An effective and thorough ground work program should be detailed and constantly evaluated to ensure that it is getting the best from the horse. Each groundwork program will be different, but there are some key features that every program should cover.  These should include movement, including practising lowering the head, isolating either the front or back legs, moving sideways, lifting or holding up a foot, moving forwards and backwards and allowing it to manoeuvre over, under or around objects. Additionally, tasks that require concentration and patience should also be built-in to a groundwork program. These should include the desensitisation of intimidating objects, standing still, control without physical contact and training the animal to focus on the human rather than the environment.

Once a horse reaches three years old, the same exercises should be used for any age of horse. If a horse is more experienced, you may wish to increase the repetition of these exercises to provide more challenge. A very experienced horse will not need to complete these ground work exercises as often as younger horses, unless they are new to this type of training.

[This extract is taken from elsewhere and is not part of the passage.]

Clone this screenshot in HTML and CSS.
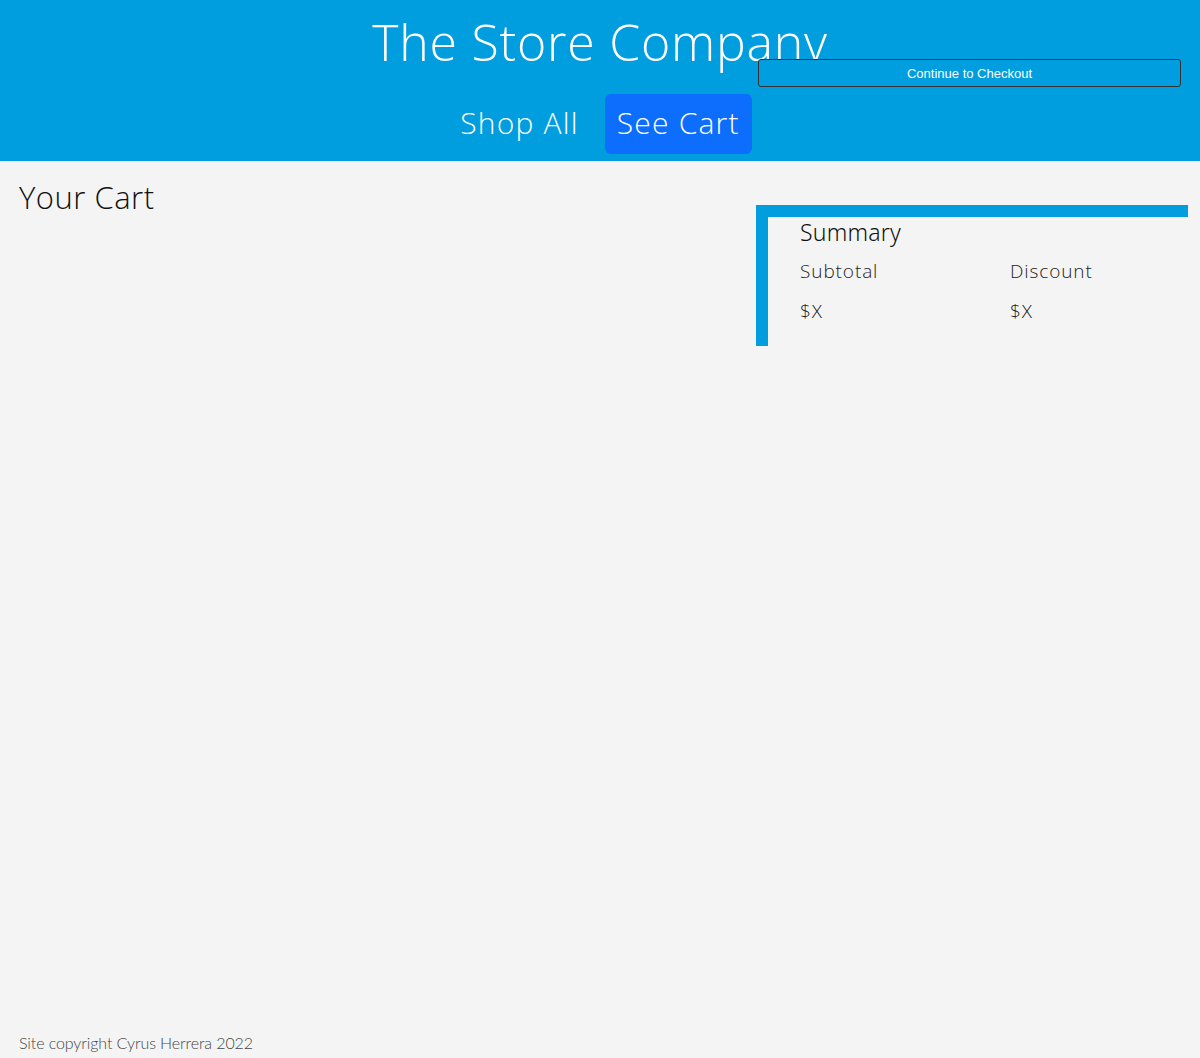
FILE: index.html
```html
<!DOCTYPE html>
<html lang="en">
<head>
<meta charset="utf-8">
<title>The Store Company - Cart</title>
<link rel="stylesheet" href="styles.css">
</head>
<body>
<header class="site-header">
  <h1 class="brand">The Store Company</h1>
  <nav class="nav">
    <a class="nav-link" href="#">Shop All</a>
    <a class="nav-link active" href="#">See Cart</a>
  </nav>
  <button class="checkout">Continue to Checkout</button>
</header>
<main class="page">
  <section class="cart">
    <h2 class="cart-title">Your Cart</h2>
  </section>
  <aside class="summary">
    <h3 class="summary-title">Summary</h3>
    <div class="summary-grid">
      <span class="label">Subtotal</span>
      <span class="label">Discount</span>
      <span class="value">$X</span>
      <span class="value">$X</span>
    </div>
  </aside>
</main>
<footer class="footer">Site copyright Cyrus Herrera 2022</footer>
</body>
</html>
```

FILE: styles.css
```css
html, body {
  margin: 0;
  padding: 0;
}
body {
  background: #f4f4f4;
  font-family: "Open Sans", sans-serif;
  font-weight: 300;
  color: #111;
  min-height: 1058px;
  display: flex;
  flex-direction: column;
}
.site-header {
  position: relative;
  background: #009ddf;
  height: 161px;
  display: flex;
  flex-direction: column;
  align-items: center;
}
.brand {
  margin: 7px 0 0;
  font-size: 50px;
  font-weight: 300;
  color: #fff;
  line-height: 70px;
  letter-spacing: 0.75px;
}
.nav {
  display: flex;
  gap: 14px;
  margin-top: 17px;
  margin-left: 0;
}
.nav-link {
  color: #fff;
  text-decoration: none;
  font-size: 30px;
  font-weight: 300;
  height: 60px;
  line-height: 58px;
  padding: 0 12px;
  border-radius: 6px;
  letter-spacing: 1.2px;
}
.nav-link.active {
  background: #0d6efd;
}
.checkout {
  position: absolute;
  left: 758px;
  top: 59px;
  width: 423px;
  height: 28px;
  background: #009ddf;
  border: 1px solid #333;
  border-radius: 3px;
  color: #fff;
  font-family: "Liberation Sans", Arial, sans-serif;
  font-size: 13px;
  padding: 0;
}
.page {
  flex: 1;
  display: grid;
  grid-template-columns: 1fr 432px;
  padding: 0 12px 0 19px;
}
.cart-title {
  margin: 18px 0 0;
  font-size: 31px;
  font-weight: 300;
  line-height: 36px;
  letter-spacing: 0.5px;
}
.summary {
  margin-top: 44px;
  height: 141px;
  box-sizing: border-box;
  border-left: 12px solid #009ddf;
  border-top: 12px solid #009ddf;
  padding: 0 0 0 32px;
}
.summary-title {
  margin: 0;
  font-family: "Noto Sans", sans-serif;
  font-size: 23px;
  font-weight: 300;
  line-height: 30px;
  letter-spacing: 0.2px;
}
.summary-grid {
  display: grid;
  grid-template-columns: 210px 1fr;
  row-gap: 12px;
  margin-top: 10px;
  font-size: 19px;
  line-height: 28px;
  color: #222;
  letter-spacing: 0.9px;
}
.footer {
  padding: 0 19px 4px;
  font-family: "Lato", sans-serif;
  font-weight: 300;
  font-size: 16px;
  color: #444;
  line-height: 22px;
  letter-spacing: -0.1px;
}
```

It is important to note, however, that horses who received poor or no training at a younger age will need more training than other horses to help undo any negative habits that they have developed.

In Conclusion

There are many ways to ride a horse, and they are a joy to own however, it is important to recognise that they can be dangerous due to their size. A horse that is untrained or underprepared could injure a person badly. Therefore, putting in the groundwork is important in order to ensure that the horse is prepared and treated with the respect that it deserves. It can lead to a better connection between the horse and owner, improve safety and increase both the horse and rider’s confidence. So, implement it into your training routine today.